Let’s be honest: we’re tired of marketers who try to turn every celebration into an event necessitating the purchase of sparkling wine. Are we not wine drinkers every single day? Do we not drink sparkling wine whenever we damned well please, including — occasionally — at breakfast? Does this not imply that popping a cork on another bottle of sparkling wine isn’t really going to be anything special? Should we not infer that to make Valentine’s Day something more than just a marketing opportunity we should do something out-of-the-ordinary, perhaps even a little perverse?
So inferred, and as a result here are five things you can mix with sparkling wine that will make this Valentine’s Day different from the seemingly thousands of others you’ve endured in years passed.
Peach Juice — If you mix one part peach juice with two parts Prosecco, you will produce a Bellini. If that sounds girly to you, note that its gender identity is as ambiguous as that of its greatest proponent, amateur bullfighter and reputed cross-dresser Ernest Hemingway. Hemingway was tough enough not to care what anyone thought of his drinking habits. If you were to go up to him at Harry’s Bar to crack wise about his choice of beverage, you would likely hit the ground hard. Macho bona fides established, a Bellini is still a sweetly girlish drink that sets a certain indulgent mood that is, as Pogo said, fraught with opportunity.
Guinness Stout — That’s right, you heard me. Known as a Black Velvet, a 50-50 blend of Guinness and methode champenoise sparkling wine makes a mighty smooth drink. You will find advocates of adjusting the stout/sparkling wine proportions, with some using the sparkling wine more as a condiment than an ingredient, but I find a 50-50 blend about right, and prefer to use a slightly sweeter sparkling wine.
Red wine — Cold Duck, as blends of red and sparkling wines are popularly known, got a bad name when pre-mixed and bulk produced versions were marketed to under-aged drinkers back in the seventies and eighties. I, personally, have vomited Cold Duck more than once, but not since I graduated college. (Making a list of things I haven’t done since I graduated college would be an interesting exercise.) Pop culture regrets aside, Cold Duck got its start in Germany, where it was a morning-after means of perking up leftover wine from the night before. A 40-60 blend of fruity Zinfandel or Shiraz and a good-but-not-expensive sparkling wine renders a cold drink that is refreshing, unusual, and pretty — just like your VD companion.

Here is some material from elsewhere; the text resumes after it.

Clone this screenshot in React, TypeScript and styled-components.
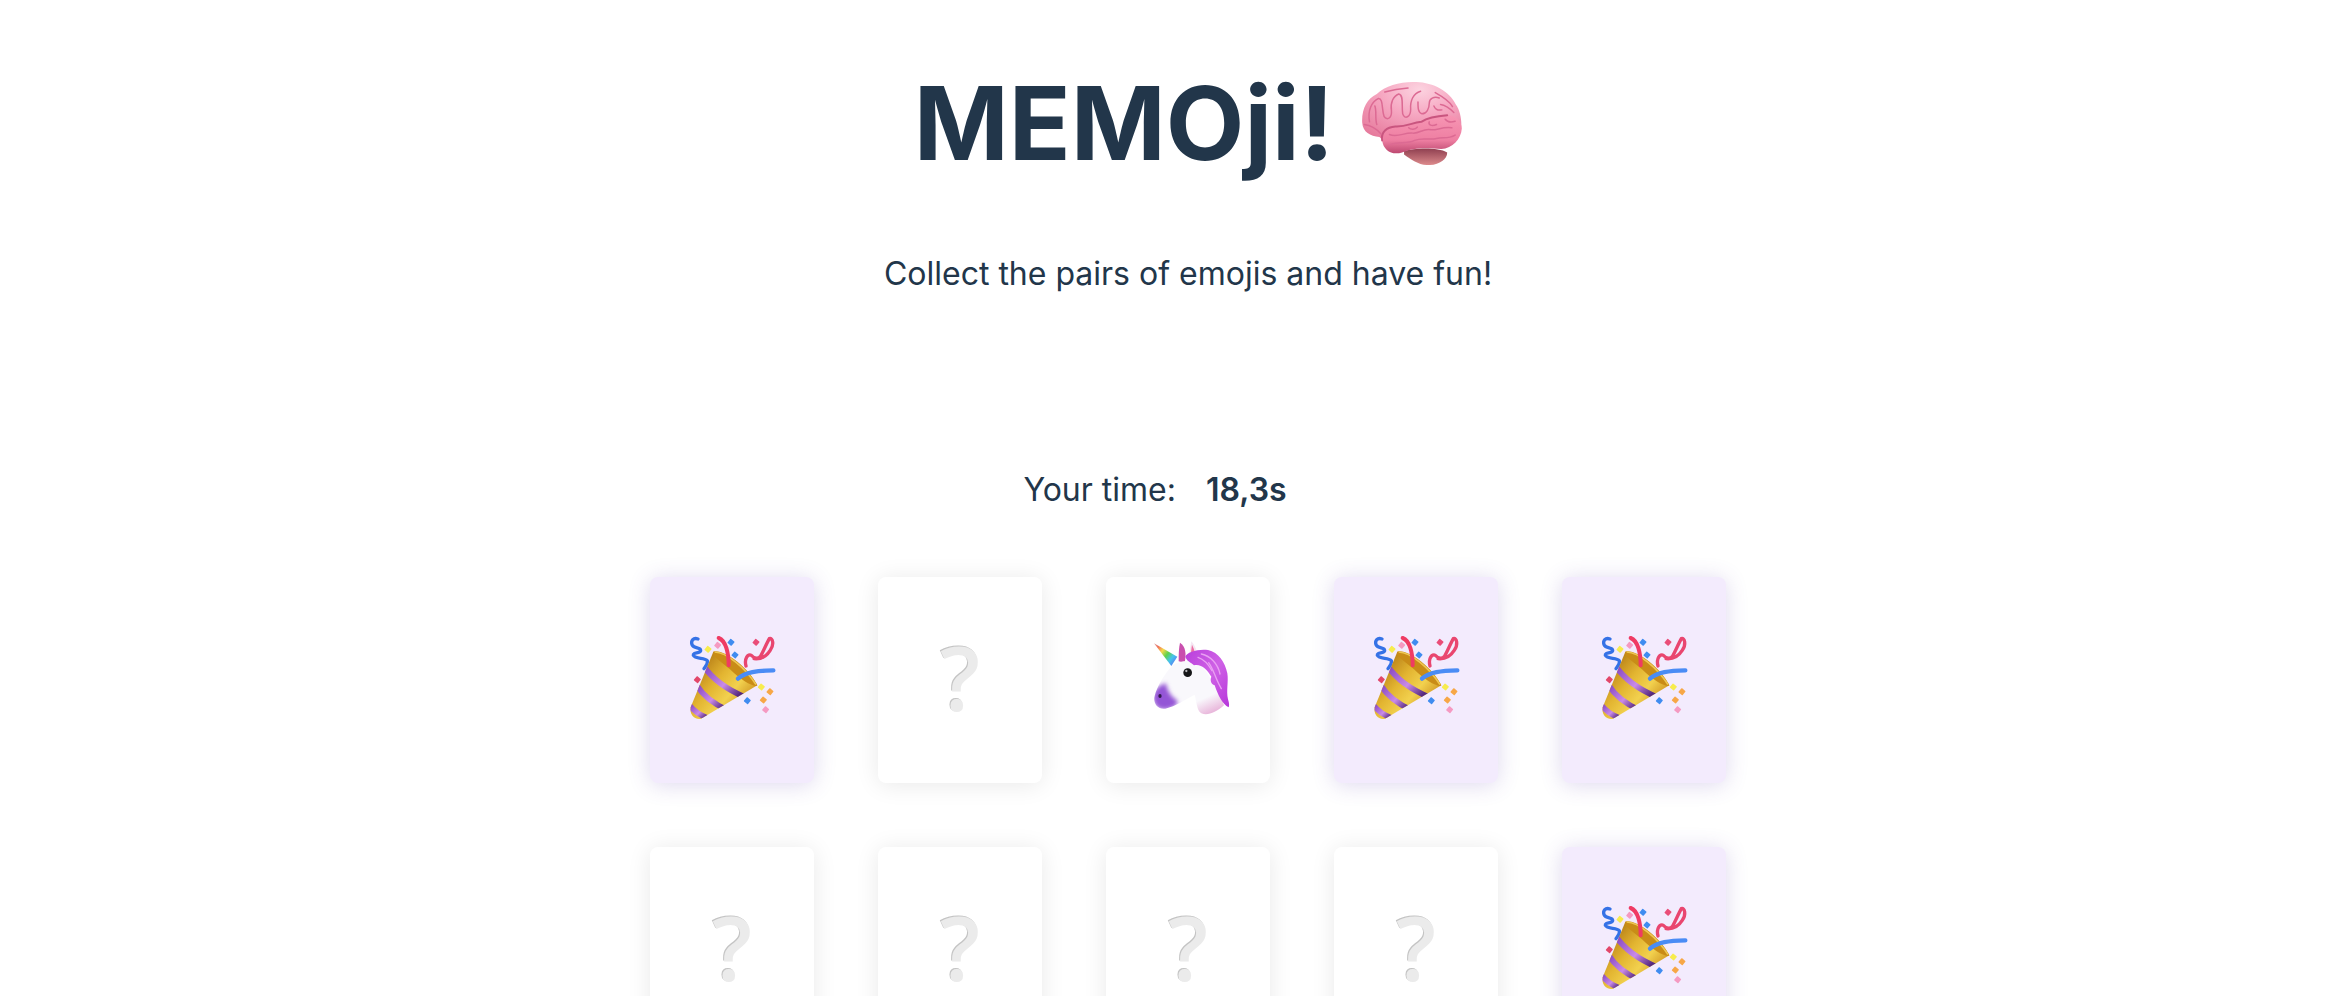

Creme de Cassis — one part Creme de Cassis and five parts sparkling wine equal one Kir Royale. Some people prefer to use the black raspberry liqueur Chambord; some people are wrong. Another variation is to use Blue Curaçao, which creates a blue drink that tastes of orange. People who like that are dangerous and should be avoided.
Ice Wine — This one needs a name. Add an ounce of Canadian ice wine to a glass of Brut sparkling wine and you get…well, it’s a hell of a drink. Because it’s frozen, Canadian, and involves Brut, its name should perhaps allude to hockey violence: The Enforcer, Ten Minute Major, the Calgary Flame. Or maybe something recalling the fact that it starts sweet and ends tart: Child Actress, Best Date Ever, Girl Next Door. Yeah, that’s it: the Girl Next Door.
I don’t advocate the use of expensive sparkling wine for mixing, but you can’t bottom-feed on this either. The bad finish of bulk-produced sparklers isn’t what you’re going to want to have in your mouth when you move in for the kill. Gruet, from New Mexico, has some solid, reasonably priced wines that make dandy cocktails. Spanish Cava balances quality and price better than just about any other sparkling wine.